しかも、カウンターだと接客もしなきゃ…でしょ?

まー…世の中…なんとかなるもので…。
気がついたら…作れるようになっていた。

『鯵のたたき』は姿造り
寄せ鍋、牡蠣鍋、串カツやら刺身類
天ぷら、サラダ…。

今の居酒屋さんとは違って
全部が手作り。
って言っても…
それほど難しいのはなかったけど。

しびれたのは…『どじょう鍋』
鍋によっつに切った豆腐をおいて
7:3:2:1で作った割り下入れて
(7はだし、3は醤油、2はみりん、1は酒…気持ち酒を多め)
沸騰させる。
そこに生きた泥鰌(どじょう)をザルですくって蓋を少し開けた瞬間に鍋の中に放り込む。
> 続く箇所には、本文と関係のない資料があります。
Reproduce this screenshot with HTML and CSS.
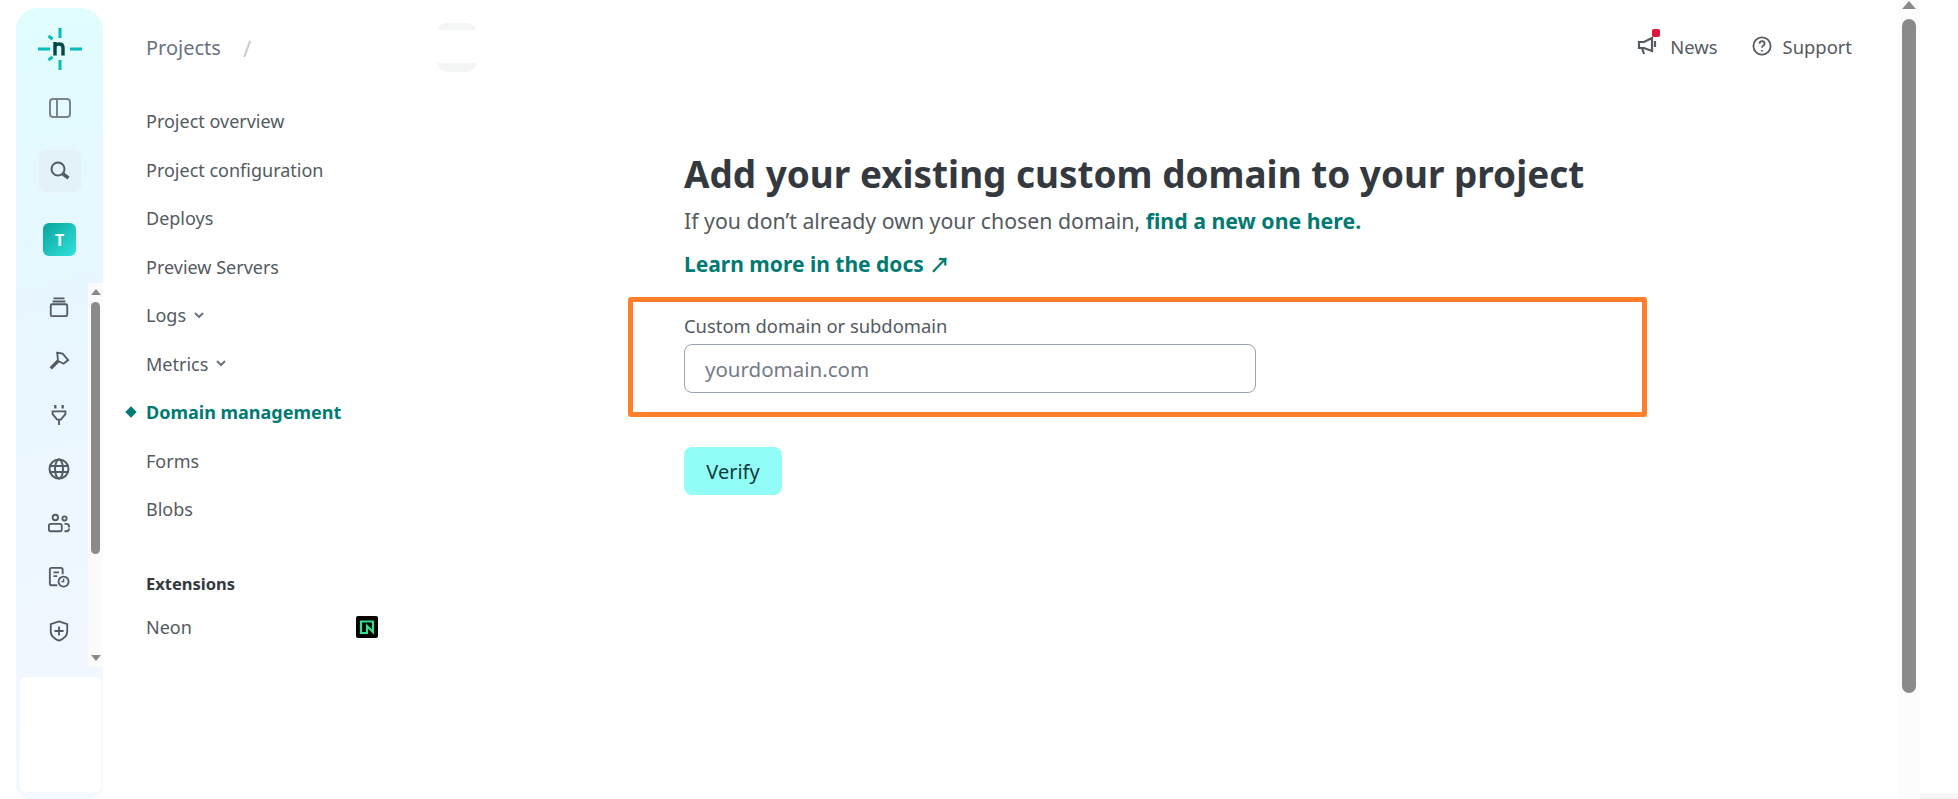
FILE: index.html
```html
<!DOCTYPE html>
<html lang="en">
<head>
  <meta charset="UTF-8">
  <title>Add custom domain</title>
  <link rel="stylesheet" href="styles.css">
</head>
<body>
  <div class="page">
    <!-- Icon rail -->
    <div class="rail">
      <div class="rail-top">
        <svg class="logo" viewBox="0 0 44 42" fill="none">
          <path d="M22 0v10M22 32v10M0 21h12M32 21h12M10.500 8l4 3M10.500 32l4-3" stroke="#05bdba" stroke-width="3"/>
          <path d="M17 14v13.500M17 18q1.500-2 4-2 4 0 4 3.500v8" stroke="#014847" stroke-width="3.400"/>
        </svg>
        <svg class="rail-icon panel" viewBox="0 0 22 20" fill="none" stroke="#7d8589" stroke-width="2">
          <rect x="1" y="1" width="20" height="18" rx="3"/><path d="M8 1v18"/>
        </svg>
        <div class="search-box">
          <svg viewBox="0 0 22 22" fill="none" stroke="#545a61" stroke-width="2">
            <circle cx="9" cy="9" r="6.500"/><path d="M14 14l5.500 4" stroke-width="3.500"/>
          </svg>
        </div>
        <div class="avatar">T</div>
      </div>
      <div class="rail-scroll">
        <div class="rail-icons">
          <svg viewBox="0 0 22 24" fill="none" stroke="#545a61" stroke-width="2">
            <rect x="2" y="9" width="18" height="13" rx="1.500"/><path d="M4 6h14M5 2.500h12"/>
          </svg>
          <svg viewBox="0 0 24 24" fill="none" stroke="#545a61" stroke-width="2">
            <path d="M10 3l6 1 6 7-5 4-6-3z"/><path d="M11 12l-8 8" stroke-width="3.500"/>
          </svg>
          <svg viewBox="0 0 22 24" fill="none" stroke="#545a61" stroke-width="2">
            <path d="M7 1v4M15 1v4" stroke-width="2.500"/><path d="M4 8h14v3l-5 6h-4l-5-6zM11 17v6"/>
          </svg>
          <svg viewBox="0 0 22 22" fill="none" stroke="#545a61" stroke-width="2">
            <circle cx="11" cy="11" r="9.500"/><ellipse cx="11" cy="11" rx="4" ry="9.500"/><path d="M2 8h18M2 14h18"/>
          </svg>
          <svg viewBox="0 0 24 22" fill="none" stroke="#545a61" stroke-width="2">
            <circle cx="8" cy="5" r="3"/><circle cx="18" cy="6" r="2.300"/>
            <rect x="1" y="12" width="14" height="8" rx="2"/><path d="M18 12h2q3 0 3 3v1M18 20h2q3 0 3-3"/>
          </svg>
          <svg viewBox="0 0 24 24" fill="none" stroke="#545a61" stroke-width="2">
            <path d="M10 21H4q-2 0-2-2V4q0-2 2-2h10q2 0 2 2v5"/><path d="M6 7h6M6 11h4"/>
            <circle cx="17" cy="17" r="5.500"/><path d="M17 14v3h-2.500" stroke-width="1.500"/>
          </svg>
          <svg viewBox="0 0 22 24" fill="none" stroke="#545a61" stroke-width="2">
            <path d="M11 1.500l9 3v8q0 6.500-9 10-9-3.500-9-10v-8z"/><path d="M11 7v10M6 12h10"/>
          </svg>
        </div>
        <div class="rail-scrollbar">
          <span class="arrow-up"></span>
          <span class="rail-thumb"></span>
          <span class="arrow-down"></span>
        </div>
      </div>
      <div class="rail-card"></div>
    </div>

    <!-- Project nav -->
    <div class="sidebar">
      <div class="breadcrumb">
        <span class="crumb">Projects</span>
        <span class="crumb-sep">/</span>
        <span class="crumb-skeleton"></span>
      </div>
      <ul class="nav">
        <li>Project overview</li>
        <li>Project configuration</li>
        <li>Deploys</li>
        <li>Preview Servers</li>
        <li>Logs
          <svg class="caret" viewBox="0 0 10 7" fill="none" stroke="#6b7280" stroke-width="2"><path d="M1 1l4 4 4-4"/></svg>
        </li>
        <li>Metrics
          <svg class="caret" viewBox="0 0 10 7" fill="none" stroke="#6b7280" stroke-width="2"><path d="M1 1l4 4 4-4"/></svg>
        </li>
        <li class="active">Domain management</li>
        <li>Forms</li>
        <li>Blobs</li>
      </ul>
      <div class="nav-heading">Extensions</div>
      <div class="nav-ext">
        <span>Neon</span>
        <svg class="neon" viewBox="0 0 22 22">
          <rect width="22" height="22" rx="2" fill="#000"/>
          <path d="M5 17V5.500h12V16l-6-6v7z" fill="none" stroke="#2fe08e" stroke-width="2.200"/>
        </svg>
      </div>
    </div>

    <!-- Main content -->
    <div class="main">
      <div class="topbar">
        <a class="top-link">
          <span class="news-icon">
            <svg viewBox="0 0 22 20" fill="none" stroke="#545a61" stroke-width="2.200">
              <path d="M2 6h5l8-4v13l-8-3H2zM5 12l2 6M18 5v6"/>
            </svg>
            <span class="news-dot"></span>
          </span>
          News
        </a>
        <a class="top-link">
          <svg class="help-icon" viewBox="0 0 20 20" fill="none" stroke="#545a61" stroke-width="1.800">
            <circle cx="10" cy="10" r="8.600"/>
            <path d="M7.500 7.800q0-2.600 2.600-2.600t2.500 2.300q0 1.400-1.400 2.200-1.200.700-1.200 2"/>
            <path d="M10 14v1.500"/>
          </svg>
          Support
        </a>
      </div>
      <div class="content">
        <h1>Add your existing custom domain to your project</h1>
        <p class="lead">If you don’t already own your chosen domain, <a>find a new one here.</a></p>
        <p class="docs"><a>Learn more in the docs ↗</a></p>
        <div class="field-box">
          <label for="domain">Custom domain or subdomain</label>
          <input id="domain" type="text" placeholder="yourdomain.com">
        </div>
        <button class="verify" type="button">Verify</button>
      </div>
    </div>

    <div class="page-scrollbar">
      <span class="arrow-up"></span>
      <span class="page-thumb"></span>
    </div>
    <div class="page-gutter"></div>
  </div>
</body>
</html>
```

FILE: styles.css
```css
/* Reset and base styles */
* {
  margin: 0;
  padding: 0;
  box-sizing: border-box;
}

html, body {
  height: 799px;
  overflow: hidden;
  background: white;
}

body {
  font-family: "Noto Sans", "Noto Sans CJK KR", sans-serif;
  color: #545a61;
}

.page {
  display: flex;
  height: 799px;
}

/* Icon rail */
.rail {
  width: 87px;
  margin: 8px 0 0 16px;
  flex-shrink: 0;
  display: flex;
  flex-direction: column;
  border-radius: 22px 22px 14px 14px;
  background: linear-gradient(165deg, #e0fdfd 0%, #e8f6ff 40%, #f5f8ff 100%);
}

.rail-top {
  height: 275px;
  display: flex;
  flex-direction: column;
  align-items: center;
}

.logo {
  width: 44px;
  height: 42px;
  margin-top: 20px;
}

.rail-icon.panel {
  width: 22px;
  height: 20px;
  margin-top: 28px;
}

.search-box {
  width: 44px;
  height: 44px;
  margin-top: 31px;
  display: flex;
  align-items: center;
  justify-content: center;
  border-radius: 8px;
  background: #e3f2f7;
  border: 1px solid #edf6fa;
}

.search-box svg {
  width: 22px;
  height: 22px;
}

.avatar {
  width: 33px;
  height: 33px;
  margin-top: 30px;
  display: flex;
  align-items: center;
  justify-content: center;
  border-radius: 6px;
  background: linear-gradient(135deg, #0aa39c, #2fe3db);
  color: white;
  font-size: 16px;
  font-weight: 700;
}

.rail-scroll {
  height: 384px;
  display: flex;
}

.rail-icons {
  width: 72px;
  padding: 13px 0 0 14px;
  display: flex;
  flex-direction: column;
  align-items: center;
  gap: 32px;
}

.rail-icons svg {
  width: 22px;
  height: 22px;
}

.rail-scrollbar {
  width: 15px;
  background: #fbfbfb;
  display: flex;
  flex-direction: column;
  align-items: center;
  padding: 6px 0;
}

.rail-thumb {
  width: 9px;
  height: 252px;
  margin-top: 7px;
  border-radius: 5px;
  background: #8a8a8a;
}

.arrow-up {
  width: 0;
  height: 0;
  border-left: 5px solid transparent;
  border-right: 5px solid transparent;
  border-bottom: 6px solid #8a8a8a;
}

.arrow-down {
  width: 0;
  height: 0;
  margin-top: auto;
  border-left: 5px solid transparent;
  border-right: 5px solid transparent;
  border-top: 6px solid #8a8a8a;
}

.rail-card {
  flex: 1;
  margin: 10px 2px 7px 4px;
  background: white;
  border-radius: 6px;
}

/* Project nav */
.sidebar {
  width: 375px;
  flex-shrink: 0;
  padding: 0 0 0 43px;
}

.breadcrumb {
  height: 97px;
  padding-top: 23px;
  display: flex;
  align-items: flex-start;
}

.crumb {
  font-size: 20px;
  line-height: 50px;
  color: #6b7280;
}

.crumb-sep {
  margin-left: 22px;
  font-size: 22px;
  line-height: 50px;
  color: #c4c8cc;
}

.crumb-skeleton {
  width: 40px;
  height: 49px;
  margin-left: 186px;
  border-radius: 10px;
  background: linear-gradient(#f4f6f6 0 7px, white 7px 40px, #f4f6f6 40px);
}

.nav {
  list-style: none;
}

.nav li {
  height: 48.500px;
  display: flex;
  align-items: center;
  gap: 8px;
  font-size: 18px;
  position: relative;
}

.caret {
  width: 10px;
  height: 7px;
}

.nav li.active {
  color: #007a72;
  font-weight: 700;
}

/* diamond marker in front of the current page */
.nav li.active::before {
  content: "";
  position: absolute;
  left: -19px;
  top: 20px;
  width: 8px;
  height: 8px;
  background: #007a72;
  transform: rotate(45deg);
}

.nav-heading {
  margin-top: 37px;
  font-size: 16.500px;
  font-weight: 700;
  color: #33393f;
  line-height: 26px;
}

.nav-ext {
  width: 232px;
  height: 48px;
  margin-top: 6px;
  display: flex;
  align-items: center;
  justify-content: space-between;
  font-size: 18px;
}

.neon {
  width: 22px;
  height: 22px;
}

/* Main content */
.main {
  flex: 1;
  min-width: 0;
}

.topbar {
  height: 92px;
  padding: 30px 46px 0 0;
  display: flex;
  justify-content: flex-end;
  gap: 34px;
}

.top-link {
  display: flex;
  align-items: center;
  gap: 11px;
  height: 32px;
  font-size: 18.400px;
}

.news-icon {
  position: relative;
  width: 22px;
  height: 20px;
}

.news-icon svg {
  width: 22px;
  height: 20px;
}

.news-dot {
  position: absolute;
  top: -7px;
  right: -1px;
  width: 8px;
  height: 8px;
  border-radius: 2px;
  background: #e0163c;
}

.help-icon {
  width: 20px;
  height: 20px;
}

.content {
  padding: 56px 0 0 206px;
}

h1 {
  font-size: 36.900px;
  line-height: 52px;
  font-weight: 700;
  color: #33393f;
}

.lead, .docs {
  line-height: 30px;
}

.lead {
  margin-top: 6px;
  font-size: 21.300px;
}

.docs {
  margin-top: 13px;
  font-size: 21px;
}

.lead a, .docs a {
  color: #007a72;
  font-weight: 700;
}

.field-box {
  width: 1019px;
  height: 120px;
  margin: 18px 0 0 -56px;
  padding: 7px 0 0 51px;
  border: 5px solid #ff7f2a;
  border-radius: 3px;
}

label {
  display: block;
  margin-bottom: 1px;
  font-size: 18.400px;
  line-height: 34px;
}

input {
  display: block;
  width: 572px;
  height: 49px;
  padding: 0 20px;
  border: 1px solid #9aa3af;
  border-radius: 8px;
  font-family: inherit;
  font-size: 20.500px;
  outline: none;
}

input::placeholder {
  color: #737b86;
  opacity: 1;
}

.verify {
  display: block;
  width: 98px;
  height: 48px;
  margin-top: 30px;
  border: none;
  border-radius: 8px;
  background: #91fdf6;
  color: #0f3b3e;
  font-family: inherit;
  font-size: 20px;
}

/* Page scrollbar */
.page-scrollbar {
  width: 22px;
  flex-shrink: 0;
  background: #fcfcfc;
  display: flex;
  flex-direction: column;
  align-items: center;
}

.page-scrollbar .arrow-up {
  margin-top: 1px;
  border-left-width: 7px;
  border-right-width: 7px;
  border-bottom-width: 8px;
}

.page-thumb {
  width: 14px;
  height: 674px;
  margin-top: 10px;
  border-radius: 7px;
  background: #8a8a8a;
}

.page-gutter {
  width: 38px;
  flex-shrink: 0;
  background: linear-gradient(white 0 793px, #f5f5f5 793px);
}
```
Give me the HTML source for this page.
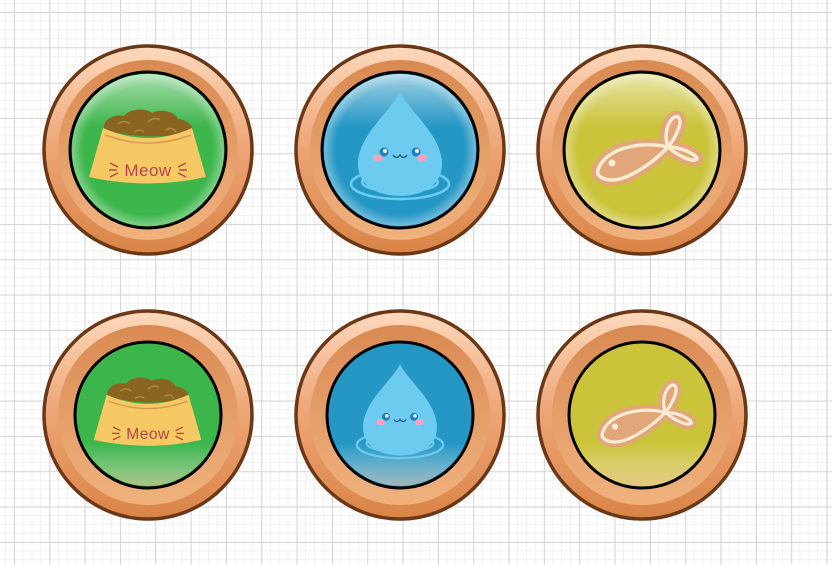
<!DOCTYPE html>
<html><head><meta charset="utf-8"><style>
html,body{margin:0;padding:0;width:832px;height:565px;overflow:hidden;background:#fff;}
body{background-image:
linear-gradient(#d6d6d6 1px,transparent 1px),
linear-gradient(90deg,#d6d6d6 1px,transparent 1px),
linear-gradient(#f0f0f0 1px,transparent 1px),
linear-gradient(90deg,#f0f0f0 1px,transparent 1px);
background-size:35.33px 35.33px,35.33px 35.33px,8.83px 8.83px,8.83px 8.83px;
background-position:0 12px,14px 0,0 3px,5px 0;}
svg{position:absolute;left:0;top:0}
</style></head><body>
<svg width="832" height="565" viewBox="0 0 832 565" xmlns="http://www.w3.org/2000/svg">
<defs>
<linearGradient id="rim" x1="0" y1="0" x2="0" y2="1"><stop offset="0" stop-color="#fdd9bd"/><stop offset="0.5" stop-color="#eda474"/><stop offset="1" stop-color="#d98447"/></linearGradient>
<linearGradient id="bev" x1="0" y1="0" x2="0" y2="1"><stop offset="0" stop-color="#d98a52"/><stop offset="1" stop-color="#f0b27e"/></linearGradient>
<radialGradient id="gloss" cx="0.5" cy="0.5" r="0.5"><stop offset="0.85" stop-color="#fff" stop-opacity="0"/><stop offset="1" stop-color="#fff" stop-opacity="0.35"/></radialGradient>
<linearGradient id="topg" x1="0" y1="0" x2="0" y2="1"><stop offset="0" stop-color="#fff" stop-opacity="0.55"/><stop offset="0.35" stop-color="#fff" stop-opacity="0"/></linearGradient>
<linearGradient id="botg" x1="0" y1="0" x2="0" y2="1"><stop offset="0.7" stop-color="#fff" stop-opacity="0"/><stop offset="1" stop-color="#f5c9b0" stop-opacity="0.6"/></linearGradient>
<g id="bowl">
 <path d="M-44,-20 C-46,-32 -32,-36 -24,-34 C-18,-42 -2,-42 4,-37 C12,-42 28,-38 30,-31 C40,-30 46,-24 44,-18 Q0,-8 -44,-20 Z" fill="#8a6522"/>
 <path d="M-30,-26 q6,-5 12,0 M0,-28 q6,-6 12,-2 M-14,-18 q6,-4 10,0 M18,-20 q6,-4 10,2" stroke="#b08a3a" stroke-width="1.5" fill="none"/>
 <path d="M-45,-22 Q0,-2 44,-22 L58,27 Q0,40 -59,27 Z" fill="#f6c965"/>
 <path d="M-43,-15 Q0,1 43,-15" stroke="#d89a55" stroke-width="1.5" fill="none"/>
 <text x="0" y="26" text-anchor="middle" font-family="Liberation Sans, sans-serif" font-size="17" fill="#b5474a" letter-spacing="0.5">Meow</text>
 <path d="M-38,13 l8,4 M-39,20 l8,0 M-38,27 l8,-4 M38,13 l-8,4 M39,20 l-8,0 M38,27 l-8,-4" stroke="#b5474a" stroke-width="1.5"/>
</g>
<g id="drop">
 <g fill="none" stroke="#6ecbf0" stroke-width="2.5">
  <ellipse cx="0" cy="34" rx="49" ry="15"/><ellipse cx="0" cy="32" rx="38" ry="10"/>
 </g>
 <path d="M0,-58 C8,-40 42,-15 42,14 C42,36 22,46 0,46 C-22,46 -42,36 -42,14 C-42,-15 -8,-40 0,-58 Z" fill="#6ecbf0"/>
 <circle cx="-16" cy="2" r="4.5" fill="#1c7fc7"/><circle cx="16" cy="2" r="4.5" fill="#1c7fc7"/>
 <circle cx="-15" cy="1" r="2" fill="#fff"/><circle cx="17" cy="1" r="2" fill="#fff"/>
 <ellipse cx="-22" cy="8" rx="5" ry="3.5" fill="#f7a3b8"/><ellipse cx="22" cy="8" rx="5" ry="3.5" fill="#f7a3b8"/>
 <path d="M-7,5 q3.5,5 7,0 q3.5,5 7,0" stroke="#1c5f8a" stroke-width="1.5" fill="none"/>
</g>
<g id="fish">
 <g stroke-linejoin="round" stroke-linecap="round">
 <g fill="#e1a77b" stroke="#e1a77b" stroke-width="12">
  <path d="M-44,20 C-38,0 -5,-10 26,-3 C10,14 -15,30 -30,30 C-40,30 -46,25 -44,20 Z"/>
  <path d="M26,-3 C20,-20 30,-36 36,-33 C42,-28 32,-10 26,-3 C40,-3 55,5 55,9 C50,13 35,5 26,-3 Z"/>
 </g>
 <g fill="none" stroke="#fcebd3" stroke-width="3.5">
  <path d="M-44,20 C-38,0 -5,-10 26,-3 C10,14 -15,30 -30,30 C-40,30 -46,25 -44,20 Z"/>
  <path d="M26,-3 C20,-20 30,-36 36,-33 C42,-28 32,-10 26,-3 C40,-3 55,5 55,9 C50,13 35,5 26,-3"/>
 </g>
 </g>
 <circle cx="-30" cy="13" r="3.5" fill="#fcebd3"/>
</g>
</defs>

<!-- ROW 1 -->
<g transform="translate(148,150)">
 <circle r="104" fill="url(#rim)" stroke="#6b3817" stroke-width="3.5"/>
 <circle r="90" fill="url(#bev)"/>
 <circle r="78" fill="#3cb54a" stroke="#000" stroke-width="3"/>
 <circle r="76" fill="url(#topg)"/><circle r="76" fill="url(#gloss)"/>
 <use href="#bowl"/>
</g>
<g transform="translate(400,150)">
 <circle r="104" fill="url(#rim)" stroke="#6b3817" stroke-width="3.5"/>
 <circle r="90" fill="url(#bev)"/>
 <circle r="78" fill="#2597c4" stroke="#000" stroke-width="3"/>
 <circle r="76" fill="url(#topg)"/><circle r="76" fill="url(#gloss)"/>
 <use href="#drop"/>
</g>
<g transform="translate(642,150)">
 <circle r="104" fill="url(#rim)" stroke="#6b3817" stroke-width="3.5"/>
 <circle r="90" fill="url(#bev)"/>
 <circle r="78" fill="#cbc33a" stroke="#000" stroke-width="3"/>
 <circle r="76" fill="url(#topg)"/><circle r="76" fill="url(#gloss)"/>
 <use href="#fish"/>
</g>

<!-- ROW 2 -->
<g transform="translate(148,415)">
 <circle r="104" fill="url(#rim)" stroke="#6b3817" stroke-width="3.5"/>
 <circle r="90" fill="url(#bev)"/>
 <circle r="73" fill="#3cb54a" stroke="#000" stroke-width="3"/>
 <circle r="71" fill="url(#botg)"/>
 <g transform="scale(0.92)"><use href="#bowl"/></g>
</g>
<g transform="translate(400,415)">
 <circle r="104" fill="url(#rim)" stroke="#6b3817" stroke-width="3.5"/>
 <circle r="90" fill="url(#bev)"/>
 <circle r="73" fill="#2597c4" stroke="#000" stroke-width="3"/>
 <circle r="71" fill="url(#botg)"/>
 <g transform="scale(0.88)"><use href="#drop"/></g>
</g>
<g transform="translate(642,415)">
 <circle r="104" fill="url(#rim)" stroke="#6b3817" stroke-width="3.5"/>
 <circle r="90" fill="url(#bev)"/>
 <circle r="73" fill="#cbc33a" stroke="#000" stroke-width="3"/>
 <circle r="71" fill="url(#botg)"/>
 <g transform="scale(0.9)"><use href="#fish"/></g>
</g>
</svg>
</body></html>
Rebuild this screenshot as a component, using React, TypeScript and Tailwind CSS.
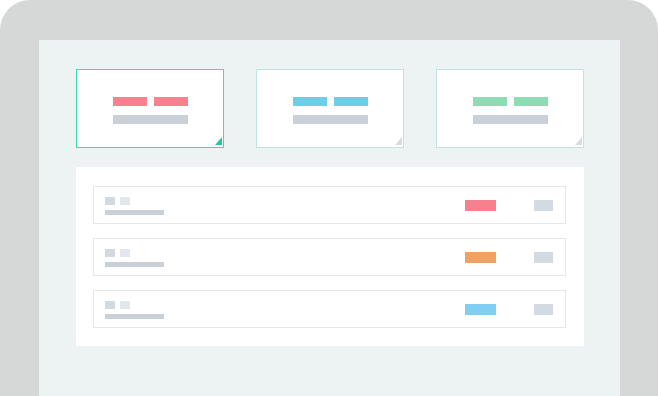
const cards = [
  { bar: 'bg-[#f7818f]', border: 'border-[#3fdcb2]', corner: 'border-b-[#1fc9a0]' },
  { bar: 'bg-[#6fcde4]', border: 'border-[#bfe4e3]', corner: 'border-b-[#d7dbe0]' },
  { bar: 'bg-[#8fdcb4]', border: 'border-[#bfe4e3]', corner: 'border-b-[#d7dbe0]' },
];

const rows = ['bg-[#f7808f]', 'bg-[#f0a265]', 'bg-[#80cff3]'];

function StatCard({ card }: { card: (typeof cards)[number] }) {
  return (
    <div className={`relative flex h-[79px] w-[148px] flex-col items-center border bg-white pt-[27px] ${card.border}`}>
      <div className="flex gap-[7px]">
        <div className={`h-[9px] w-[34px] ${card.bar}`} />
        <div className={`h-[9px] w-[34px] ${card.bar}`} />
      </div>
      <div className="mt-[9px] h-[9px] w-[75px] bg-[#c9d0d7]" />
      <div
        className={`absolute right-[1px] bottom-[2px] h-0 w-0 border-b-[8px] border-l-[7px] border-l-transparent ${card.corner}`}
      />
    </div>
  );
}

function ListRow({ tone }: { tone: string }) {
  return (
    <div className="flex h-[38px] items-center border border-[#e6e8ea] bg-white pl-[11px] pr-[12px]">
      <div className="flex flex-col gap-[5px] pt-[1px]">
        <div className="flex gap-[5px]">
          <div className="h-[8px] w-[10px] bg-[#d3d9e1]" />
          <div className="h-[8px] w-[10px] bg-[#e1e7ef]" />
        </div>
        <div className="h-[5px] w-[59px] bg-[#c9d0d7]" />
      </div>
      <div className={`ml-auto h-[11px] w-[31px] ${tone}`} />
      <div className="ml-[38px] h-[11px] w-[19px] bg-[#d4dae1]" />
    </div>
  );
}

export default function App() {
  return (
    <div className="h-[396px] w-[658px] overflow-hidden bg-white">
      <div className="h-full rounded-t-[30px] bg-[#d6d8d7] pt-[40px] pl-[39px] pr-[38px]">
        <div className="h-full bg-[#edf3f3] pt-[29px] pl-[37px]">
          <div className="flex w-[508px] flex-col gap-[19px]">
            <div className="flex gap-[32px]">
              {cards.map((card, i) => (
                <StatCard key={i} card={card} />
              ))}
            </div>
            <div className="flex flex-col gap-[14px] bg-white pt-[19px] pb-[18px] pl-[17px] pr-[18px]">
              {rows.map((tone, i) => (
                <ListRow key={i} tone={tone} />
              ))}
            </div>
          </div>
        </div>
      </div>
    </div>
  );
}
30秒位たったら、笹垣ごぼうを入れて、蓋をして少し火にかける。
卵を溶いて卵とじにしたら出来上がり!

今でも忘れないのは…
よほど印象深かったからなのかな?


そんな…オイラを見て…。
バンドの皆…怒り気味!

「また、指…切ったのかよ!」
…って。
「す…すまん…キャベツ切っててさ…」
「頼むから…気をつけろよな!お前いなきゃ誰がベース弾くの?」
「大丈夫。大丈夫。弾けるからさ!」
…なんて感じ!

指3本…いっぺんに切った時なんか…。
「頼む!バイトやめてくれ!指切らない他のバイトにかえてくれ!」
ってメンバー皆が言い出す始末。

オイラ…今だから言うけど…。
滅茶苦茶…指を包丁で切りまくった。

若奥さんに
「そんなに指を切ったら…指がなくなっちゃうよー!」
なーんて言われてた。

「んー …そうだな。でも楽しいから…俺、このバイト続けるわ。な!いいだろ?」
なんてワガママ言って続けた。

板場も慣れてくると…。

カウンターのお客さんから
「お兄さん、一杯 飲みなよ!」
「お姉さん!お兄さんにお酒 一杯あげて!」
なーんて言われて
オイラの前にお酒が置かれる。

「頂きまーす!」
ちょっと口つけたふりしてカウンター下に置く。

バイトが終わり頃の時間になると…。
カウンター下には、十数杯のお酒やらビールやらが並んでいる。

ハハハ…オイラ高校生…。

酔っ払ったお父さん達の相手してた。